What you need to do: Leave out the pictures and copy everything else below exactly.

Collected material:
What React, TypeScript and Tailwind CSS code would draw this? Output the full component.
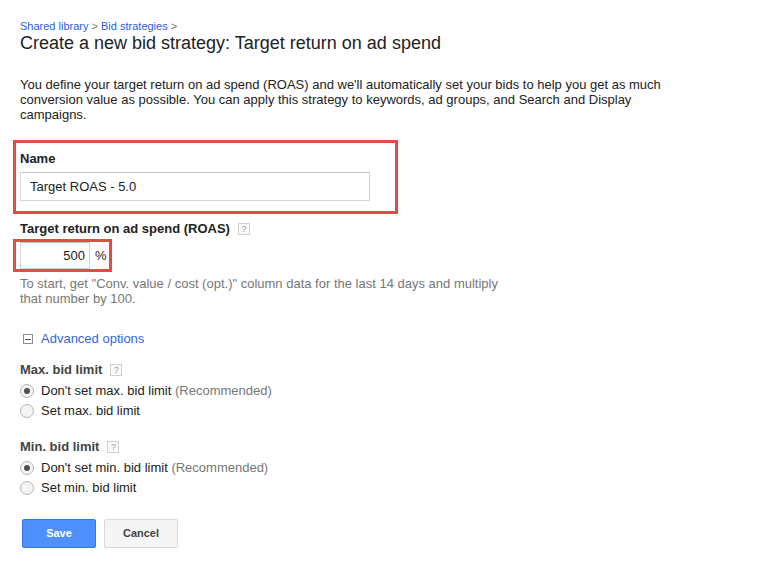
import React from 'react';

const font = { fontFamily: '"Liberation Sans", Arial, sans-serif' };

function HelpIcon() {
	return (
		<span className="ml-2 inline-flex h-[12px] w-[12px] items-center justify-center border border-[#d0d0d0] bg-[#fafafa] text-[9px] font-normal leading-none text-[#999]">
			?
		</span>
	);
}

function Radio({ checked, label, note }: { checked?: boolean; label: string; note?: string }) {
	return (
		<label className="flex h-5 items-center">
			<span className="flex h-[14px] w-[14px] items-center justify-center rounded-full border border-[#b5b5b5] bg-[#f4f4f4]">
				{checked && <span className="h-[6px] w-[6px] rounded-full bg-[#505050]" />}
			</span>
			<span className="ml-[7px] text-[13px] text-[#222]">
				{label}
				{note && <span className="text-[#777]"> {note}</span>}
			</span>
		</label>
	);
}

export default function App() {
	return (
		<div className="min-h-[577px] w-[775px] bg-white pl-5 pt-[19px]" style={font}>
			{/* Breadcrumb + title */}
			<div className="text-[11px] leading-[14px] text-[#777]">
				<span className="text-[#2a5fd3]">Shared library</span> &gt;{' '}
				<span className="text-[#2a5fd3]">Bid strategies</span> &gt;
			</div>
			<h1 className="text-[18px] leading-[20px] text-[#222]">Create a new bid strategy: Target return on ad spend</h1>

			<p className="mt-6 w-[655px] text-[13px] leading-[15px] text-[#222]">
				You define your target return on ad spend (ROAS) and we'll automatically set your bids to help you get as much
				conversion value as possible. You can apply this strategy to keywords, ad groups, and Search and Display
				campaigns.
			</p>

			{/* Name */}
			<div className="-ml-[7px] mt-[18px] w-[385px] border-[3px] border-[#e54a45] pb-[10px] pl-[4px] pt-2">
				<div className="text-[13px] font-bold leading-4 text-[#222]">Name</div>
				<div className="mt-[5px] flex h-[29px] w-[350px] items-center border border-[#d4d4d4] border-t-[#c0c0c0] pl-[9px] text-[13px] text-[#222]">
					Target ROAS - 5.0
				</div>
			</div>

			{/* ROAS */}
			<div className="mt-[7px] flex items-center text-[13px] font-bold leading-4 text-[#222]">
				Target return on ad spend (ROAS)
				<HelpIcon />
			</div>
			<div className="-ml-[7px] mt-[2px] flex h-[33px] w-[99px] items-center border-[3px] border-[#e54a45] pl-[4px]">
				<div className="flex h-[27px] w-[70px] items-center justify-end border border-[#d4d4d4] border-t-[#c0c0c0] pr-[4px] text-[13px] text-[#222]">
					500
				</div>
				<span className="ml-[5px] text-[13px] text-[#222]">%</span>
			</div>
			<p className="mt-1 w-[500px] text-[13px] leading-[15px] text-[#777]">
				To start, get "Conv. value / cost (opt.)" column data for the last 14 days and multiply that number by 100.
			</p>

			{/* Advanced options */}
			<div className="mt-[25px] flex h-4 items-center">
				<span className="ml-[3px] flex h-[10px] w-[10px] items-center justify-center border border-[#8c8c8c] bg-white">
					<span className="h-px w-[6px] bg-[#555]" />
				</span>
				<span className="ml-[8px] text-[13px] text-[#3367d6]">Advanced options</span>
			</div>

			<div className="mt-[15px] flex items-center text-[13px] font-bold leading-4 text-[#444]">
				Max. bid limit
				<HelpIcon />
			</div>
			<div className="mt-[3px]">
				<Radio checked label="Don't set max. bid limit" note="(Recommended)" />
				<Radio label="Set max. bid limit" />
			</div>

			<div className="mt-[18px] flex items-center text-[13px] font-bold leading-4 text-[#444]">
				Min. bid limit
				<HelpIcon />
			</div>
			<div className="mt-[3px]">
				<Radio checked label="Don't set min. bid limit" note="(Recommended)" />
				<Radio label="Set min. bid limit" />
			</div>

			{/* Buttons */}
			<div className="mt-[21px] flex gap-2 pl-[2px]">
				<button className="h-[29px] w-[74px] rounded-[2px] border border-[#3079ed] bg-[#4d90fe] text-[11px] font-bold text-white">
					Save
				</button>
				<button className="h-[29px] w-[74px] rounded-[2px] border border-[#d9d9d9] bg-[#f5f5f5] text-[11px] font-bold text-[#444]">
					Cancel
				</button>
			</div>
		</div>
	);
}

Task solution:
What React, TypeScript and Tailwind CSS code would draw this? Output the full component.
import React from 'react';

const font = { fontFamily: '"Liberation Sans", Arial, sans-serif' };

function HelpIcon() {
	return (
		<span className="ml-2 inline-flex h-[12px] w-[12px] items-center justify-center border border-[#d0d0d0] bg-[#fafafa] text-[9px] font-normal leading-none text-[#999]">
			?
		</span>
	);
}

function Radio({ checked, label, note }: { checked?: boolean; label: string; note?: string }) {
	return (
		<label className="flex h-5 items-center">
			<span className="flex h-[14px] w-[14px] items-center justify-center rounded-full border border-[#b5b5b5] bg-[#f4f4f4]">
				{checked && <span className="h-[6px] w-[6px] rounded-full bg-[#505050]" />}
			</span>
			<span className="ml-[7px] text-[13px] text-[#222]">
				{label}
				{note && <span className="text-[#777]"> {note}</span>}
			</span>
		</label>
	);
}

export default function App() {
	return (
		<div className="min-h-[577px] w-[775px] bg-white pl-5 pt-[19px]" style={font}>
			{/* Breadcrumb + title */}
			<div className="text-[11px] leading-[14px] text-[#777]">
				<span className="text-[#2a5fd3]">Shared library</span> &gt;{' '}
				<span className="text-[#2a5fd3]">Bid strategies</span> &gt;
			</div>
			<h1 className="text-[18px] leading-[20px] text-[#222]">Create a new bid strategy: Target return on ad spend</h1>

			<p className="mt-6 w-[655px] text-[13px] leading-[15px] text-[#222]">
				You define your target return on ad spend (ROAS) and we'll automatically set your bids to help you get as much
				conversion value as possible. You can apply this strategy to keywords, ad groups, and Search and Display
				campaigns.
			</p>

			{/* Name */}
			<div className="-ml-[7px] mt-[18px] w-[385px] border-[3px] border-[#e54a45] pb-[10px] pl-[4px] pt-2">
				<div className="text-[13px] font-bold leading-4 text-[#222]">Name</div>
				<div className="mt-[5px] flex h-[29px] w-[350px] items-center border border-[#d4d4d4] border-t-[#c0c0c0] pl-[9px] text-[13px] text-[#222]">
					Target ROAS - 5.0
				</div>
			</div>

			{/* ROAS */}
			<div className="mt-[7px] flex items-center text-[13px] font-bold leading-4 text-[#222]">
				Target return on ad spend (ROAS)
				<HelpIcon />
			</div>
			<div className="-ml-[7px] mt-[2px] flex h-[33px] w-[99px] items-center border-[3px] border-[#e54a45] pl-[4px]">
				<div className="flex h-[27px] w-[70px] items-center justify-end border border-[#d4d4d4] border-t-[#c0c0c0] pr-[4px] text-[13px] text-[#222]">
					500
				</div>
				<span className="ml-[5px] text-[13px] text-[#222]">%</span>
			</div>
			<p className="mt-1 w-[500px] text-[13px] leading-[15px] text-[#777]">
				To start, get "Conv. value / cost (opt.)" column data for the last 14 days and multiply that number by 100.
			</p>

			{/* Advanced options */}
			<div className="mt-[25px] flex h-4 items-center">
				<span className="ml-[3px] flex h-[10px] w-[10px] items-center justify-center border border-[#8c8c8c] bg-white">
					<span className="h-px w-[6px] bg-[#555]" />
				</span>
				<span className="ml-[8px] text-[13px] text-[#3367d6]">Advanced options</span>
			</div>

			<div className="mt-[15px] flex items-center text-[13px] font-bold leading-4 text-[#444]">
				Max. bid limit
				<HelpIcon />
			</div>
			<div className="mt-[3px]">
				<Radio checked label="Don't set max. bid limit" note="(Recommended)" />
				<Radio label="Set max. bid limit" />
			</div>

			<div className="mt-[18px] flex items-center text-[13px] font-bold leading-4 text-[#444]">
				Min. bid limit
				<HelpIcon />
			</div>
			<div className="mt-[3px]">
				<Radio checked label="Don't set min. bid limit" note="(Recommended)" />
				<Radio label="Set min. bid limit" />
			</div>

			{/* Buttons */}
			<div className="mt-[21px] flex gap-2 pl-[2px]">
				<button className="h-[29px] w-[74px] rounded-[2px] border border-[#3079ed] bg-[#4d90fe] text-[11px] font-bold text-white">
					Save
				</button>
				<button className="h-[29px] w-[74px] rounded-[2px] border border-[#d9d9d9] bg-[#f5f5f5] text-[11px] font-bold text-[#444]">
					Cancel
				</button>
			</div>
		</div>
	);
}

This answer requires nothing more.